2020年以降を生き抜く2代目社長の指針として、大事なことなので。
改めてこの場でも、みなさんにお伝えしておきたい話があります。
それは、日本における2020年型の中小企業の2代目社長として。
金融機関からお金を借りる、資金調達をする、借金については。
今まで以上にもっとシビアに、注意深くなってほしいという話です。
とても危険なことなのに、真にその怖さを自覚している人は少ないのですが。
今の日本という国では。個人の住宅ローンでも、会社の借入金であっても。
法律の上で、債務が一生、個人を追いかけられるしくみです。
日本では「借金をする=人生をカタにとられる」しくみなのです。
たとえて、言うならば。
江戸時代は「士・農・工・商」といった身分の格差がありましたが。
現在は「政官・金融・大企業・その他」といった格差があります。
また資本主義経済のピラミッドの頂点には。
資本家、それを取り巻く金融屋がいるのが現実です。
そして資本主義の原理原則とは、他人からの搾取です。
それが投機的、というかバクチと詐欺のように国際間で行われて。
国内でも、さまざまなしくみや体制で実施されているのが日本という国です。
※このことについては、別の記事で後日また書きたいと思います。

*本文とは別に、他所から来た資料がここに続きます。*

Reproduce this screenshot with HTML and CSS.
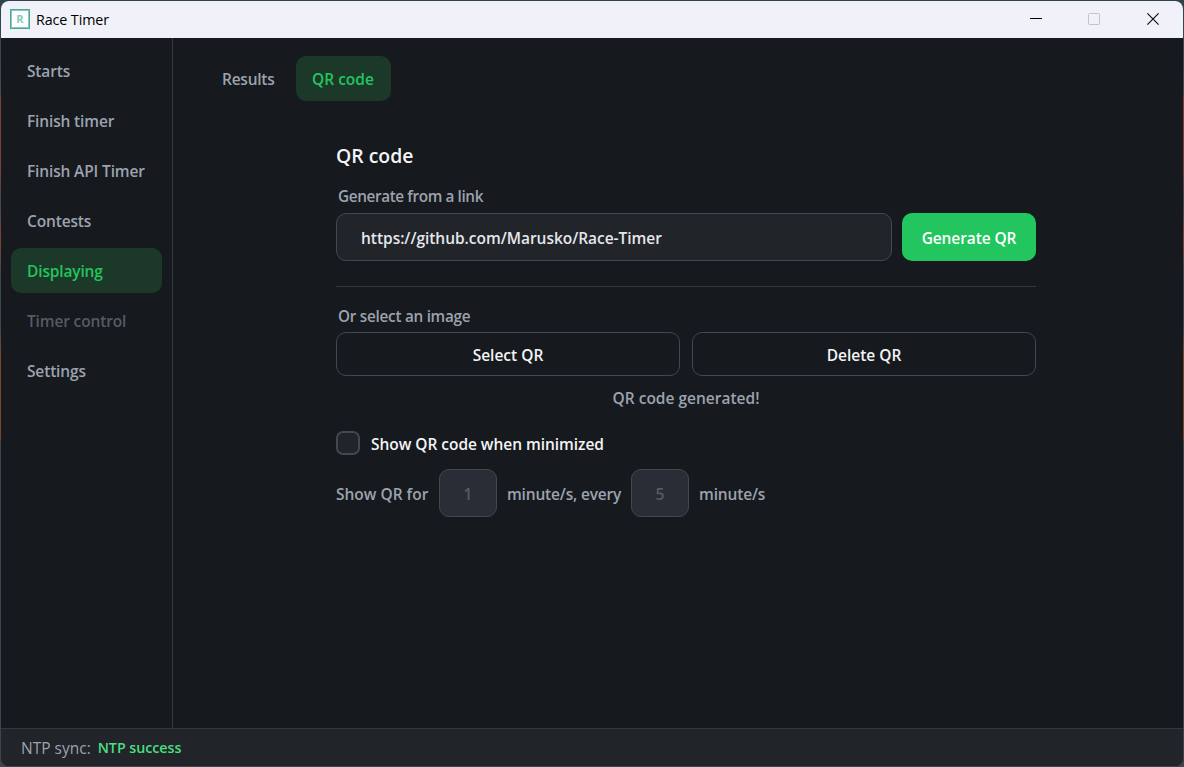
FILE: index.html
```html
<!DOCTYPE html>
<html lang="en">

<head>
    <meta charset="UTF-8">
    <meta name="viewport" content="width=device-width, initial-scale=1.0">
    <title>Race Timer</title>
    <link rel="stylesheet" href="styles.css">
</head>

<body>
    <div class="window">
        <header class="titlebar">
            <div class="logo">R</div>
            <span class="app-name">Race Timer</span>
            <div class="controls">
                <svg width="12" height="12" viewBox="0 0 12 12">
                    <path d="M0 5.5h12" stroke="#000" />
                </svg>
                <svg width="12" height="12" viewBox="0 0 12 12">
                    <rect x=".5" y=".5" width="11" height="11" rx="1" fill="none" stroke="#c3c4c9" />
                </svg>
                <svg class="close" width="12" height="12" viewBox="0 0 12 12">
                    <path d="M.4.4l11.2 11.2M11.6.4L.4 11.6" stroke="#111" stroke-width="1.2" />
                </svg>
            </div>
        </header>
        <div class="body">
            <nav class="side">
                <a class="item"><span>Starts</span></a>
                <a class="item"><span>Finish timer</span></a>
                <a class="item"><span>Finish API Timer</span></a>
                <a class="item"><span>Contests</span></a>
                <a class="item active"><span>Displaying</span></a>
                <a class="item disabled"><span>Timer control</span></a>
                <a class="item"><span>Settings</span></a>
            </nav>
            <main class="main">
                <div class="tabs">
                    <a class="tab results">Results</a>
                    <a class="tab qr active">QR code</a>
                </div>
                <section class="content">
                    <h1 class="title">QR code</h1>
                    <div class="label from-link">Generate from a link</div>
                    <div class="link-row">
                        <input class="link" type="text" value="https://github.com/Marusko/Race-Timer">
                        <button class="btn primary">Generate QR</button>
                    </div>
                    <div class="line"></div>
                    <div class="label">Or select an image</div>
                    <div class="image-row">
                        <button class="btn">Select QR</button>
                        <button class="btn">Delete QR</button>
                    </div>
                    <div class="status">QR code generated!</div>
                    <div class="check-row">
                        <span class="checkbox"></span>
                        <span class="check-text">Show QR code when minimized</span>
                    </div>
                    <div class="time-row">
                        <span class="for">Show QR for</span>
                        <input class="num" type="text" value="1" disabled>
                        <span class="every">minute/s, every</span>
                        <input class="num" type="text" value="5" disabled>
                        <span class="end">minute/s</span>
                    </div>
                </section>
            </main>
        </div>
        <footer class="footer">
            <span class="ntp">NTP sync:</span>
            <span class="ntp-state">NTP success</span>
        </footer>
    </div>
</body>

</html>
```
FILE: styles.css
```css
* {
    margin: 0;
    padding: 0;
    box-sizing: border-box;
}

body {
    width: 1184px;
    height: 767px;
    overflow: hidden;
    background: linear-gradient(#30434b 0, #414a50 90px, #7a4336 100px, #7a4336 165px, #3d4950 200px, #7a4336 240px, #3d4950 275px, #3d4950 330px, #74492f 350px, #74492f 435px, #3b474c 445px, #3b474c 100%);
    font-family: "Open Sans", "Noto Sans", sans-serif;
    font-size: 15.5px;
    font-weight: 600;
    color: #9ca3af;
}

.window {
    display: flex;
    flex-direction: column;
    width: 1182px;
    height: 765px;
    margin: 1px;
    border-radius: 8px;
    overflow: hidden;
    background: #16191d;
}

.titlebar {
    display: flex;
    align-items: center;
    flex: none;
    height: 37px;
    padding: 0 24px 0 9px;
    background: #f1f2f9;
    color: #000;
}

.logo {
    width: 20px;
    height: 20px;
    margin-top: -1px;
    border: 1px solid #4aa899;
    box-shadow: inset 0 0 0 1px #8cc9bf;
    background: #fff;
    color: #82cbbd;
    font: bold 11px/18px "Open Sans", sans-serif;
    text-align: center;
}

.app-name {
    margin-left: 6px;
    font-size: 14.3px;
    font-weight: 400;
    letter-spacing: -.1px;
}

.controls {
    display: flex;
    gap: 46px;
    margin: -1px 0 0 auto;
}

.close {
    margin-left: 1px;
}

.body {
    display: flex;
    flex: 1;
}

.side {
    display: flex;
    flex-direction: column;
    gap: 5px;
    width: 172px;
    padding: 10px;
    border-right: 1px solid #34373c;
    letter-spacing: -.15px;
}

.item {
    height: 45px;
    padding: 0 16px;
    border-radius: 10px;
    line-height: 47px;
}

.item span {
    display: block;
    overflow: hidden;
    white-space: nowrap;
}

.active {
    background: #1c3829;
    color: #22c55e;
}

.disabled {
    color: #555b65;
}

.main {
    flex: 1;
    padding: 18px 33px;
}

.tabs {
    display: flex;
    gap: 6px;
}

.tab {
    height: 45px;
    padding: 0 16px;
    border-radius: 10px;
    line-height: 47px;
    white-space: nowrap;
}

.results {
    width: 84px;
    letter-spacing: -.25px;
}

.qr {
    width: 95px;
}

.content {
    width: 700px;
    margin: 42px 0 0 130px;
}

.title {
    height: 26px;
    font-size: 19.4px;
    font-weight: 600;
    line-height: 26px;
    color: #f3f4f6;
}

.label {
    height: 22px;
    padding-left: 2px;
    font-size: 15.3px;
    letter-spacing: -.27px;
    line-height: 21px;
}

.from-link {
    margin-top: 16px;
    letter-spacing: -.38px;
    line-height: 23px;
}

.link-row {
    display: flex;
    gap: 10px;
    margin-top: 6px;
}

.link {
    width: 556px;
    height: 48px;
    padding: 2px 24px 0;
    border: 1px solid #404854;
    border-radius: 10px;
    background: #212429;
    color: #e5e7eb;
    font: inherit;
    letter-spacing: -.03px;
}

.btn {
    flex: 1;
    height: 44px;
    padding-top: 2px;
    border: 1px solid #404854;
    border-radius: 10px;
    background: none;
    color: #f3f4f6;
    font: inherit;
    white-space: nowrap;
}

.primary {
    height: 48px;
    border: none;
    background: #22c55e;
    color: #fff;
    letter-spacing: -.1px;
}

.line {
    height: 1px;
    margin: 25px 0 19px;
    background: #34373c;
}

.image-row {
    display: flex;
    gap: 12px;
    margin-top: 4px;
}

.status {
    height: 22px;
    margin-top: 12px;
    line-height: 20px;
    text-align: center;
}

.check-row {
    display: flex;
    align-items: center;
    gap: 11px;
    height: 24px;
    margin-top: 21px;
    color: #f3f4f6;
}

.check-text {
    padding-top: 2px;
    letter-spacing: -.04px;
}

.checkbox {
    width: 24px;
    height: 24px;
    border: 2px solid #404854;
    border-radius: 7px;
    background: #212429;
}

.time-row {
    display: flex;
    align-items: center;
    gap: 10px;
    margin-top: 14px;
    white-space: nowrap;
}

.time-row span {
    padding-top: 2px;
}

.for {
    width: 93px;
}

.every {
    width: 114px;
    letter-spacing: -.18px;
}

.end {
    letter-spacing: -.15px;
}

.num {
    width: 58px;
    height: 48px;
    padding-top: 2px;
    border: 1px solid #404854;
    border-radius: 10px;
    background: #2a2d35;
    color: #555b65;
    font: inherit;
    text-align: center;
}

.footer {
    display: flex;
    align-items: center;
    gap: 7px;
    flex: none;
    height: 38px;
    padding-left: 20px;
    border-top: 1px solid #34373c;
    background: #212429;
}

.ntp {
    font-weight: 400;
}

.ntp-state {
    color: #4ade80;
    font-size: 14.3px;
    letter-spacing: -.05px;
}
```
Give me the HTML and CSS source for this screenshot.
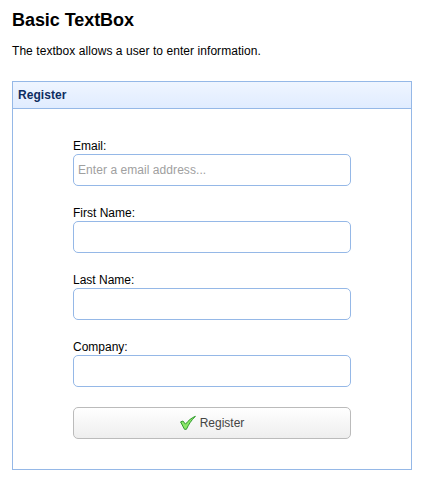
FILE: index.html
```html
<!DOCTYPE html>
<html lang="en">
<head>
  <meta charset="UTF-8">
  <title>Basic TextBox</title>
  <link rel="stylesheet" href="styles.css">
</head>
<body>
  <h2>Basic TextBox</h2>
  <p>The textbox allows a user to enter information.</p>
  <div class="panel">
    <div class="panel-header">Register</div>
    <form class="panel-body">
      <div class="field">
        <label for="email">Email:</label>
        <input type="text" id="email" placeholder="Enter a email address...">
      </div>
      <div class="field">
        <label for="firstName">First Name:</label>
        <input type="text" id="firstName">
      </div>
      <div class="field">
        <label for="lastName">Last Name:</label>
        <input type="text" id="lastName">
      </div>
      <div class="field">
        <label for="company">Company:</label>
        <input type="text" id="company">
      </div>
      <button type="button" class="btn">
        <svg class="icon-ok" width="16" height="16" viewBox="0 0 16 16">
          <path d="M0.6 6.9 L2.9 6 L5.5 9.2 C8.3 5.6 11.3 2.9 15.4 1.3 C11.3 5.2 8.6 9.5 6.4 14.3 L4.5 14.3 Z" fill="#8be868" stroke="#2f9a2c" stroke-width="1" stroke-linejoin="round"/>
        </svg>
        <span>Register</span>
      </button>
    </form>
  </div>
</body>
</html>
```
FILE: styles.css
```css
* {
  box-sizing: border-box;
}
body {
  margin: 0;
  padding: 10px 10px 10px 12px;
  background: #fff;
  color: #000;
  font-family: "Liberation Sans", Arial, sans-serif;
  font-size: 12px;
}
h2 {
  margin: 0 0 14px;
  font-size: 18px;
  line-height: 20px;
  letter-spacing: -0.06px;
}
p {
  margin: 0 0 23px;
  line-height: 14px;
  letter-spacing: 0.06px;
}
.panel {
  width: 400px;
  height: 389px;
  border: 1px solid #95b8e7;
}
.panel-header {
  height: 27px;
  padding: 0 5px;
  line-height: 27px;
  font-weight: bold;
  letter-spacing: 0.06px;
  color: #0e2d5f;
  background: linear-gradient(to bottom, #eff5ff 0, #e0ecff 100%);
  border-bottom: 1px solid #95b8e7;
}
.panel-body {
  padding: 30px 60px;
}
.field {
  margin-bottom: 20px;
}
label {
  display: block;
  height: 15px;
  line-height: 14px;
}
input {
  display: block;
  width: 278px;
  height: 32px;
  padding: 0 4px;
  border: 1px solid #95b8e7;
  border-radius: 5px;
  background: #fff;
  font: inherit;
}
input::placeholder {
  color: #a0a0a0;
  letter-spacing: 0.06px;
}
.btn {
  display: flex;
  align-items: center;
  justify-content: center;
  gap: 4px;
  width: 278px;
  height: 32px;
  padding: 0;
  border: 1px solid #bbb;
  border-radius: 5px;
  background: linear-gradient(to bottom, #fff 0, #eee 100%);
  color: #444;
  font: inherit;
}
```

※
言いかえれば、資本主義の根本的な考え方は。
他人のふところに手をつっこんで、お金を自分のふところに入れて。
その他人のお金で自分のお金を増やす、お金でお金を増やす思想です。
ローンや借金、あとは税金や社会保障という制度は、その典型的な手法で。
どんな美辞麗句を並べてあっても、その本質は搾取の方法の一つなのです。
ある意味では、自分でコントロールや積極的に削減が出来る借金やローンと違って。
ご存じのように、今も今後も一年ごとに自動的に社会保障負担は上がり続けます。
また高速料金、宝くじなど「目に見えない税金」のしくみはアチコチに存在します。
そのため最低限の話として、いわゆる「過払い」にならないように。
できれば無借金経営と共に、無税経営の会社体質になれるように。
このような経営指針を持って、2020年までに体制を整えることは。
思っている以上に、2020年以降を生き抜くために重要になるでしょう。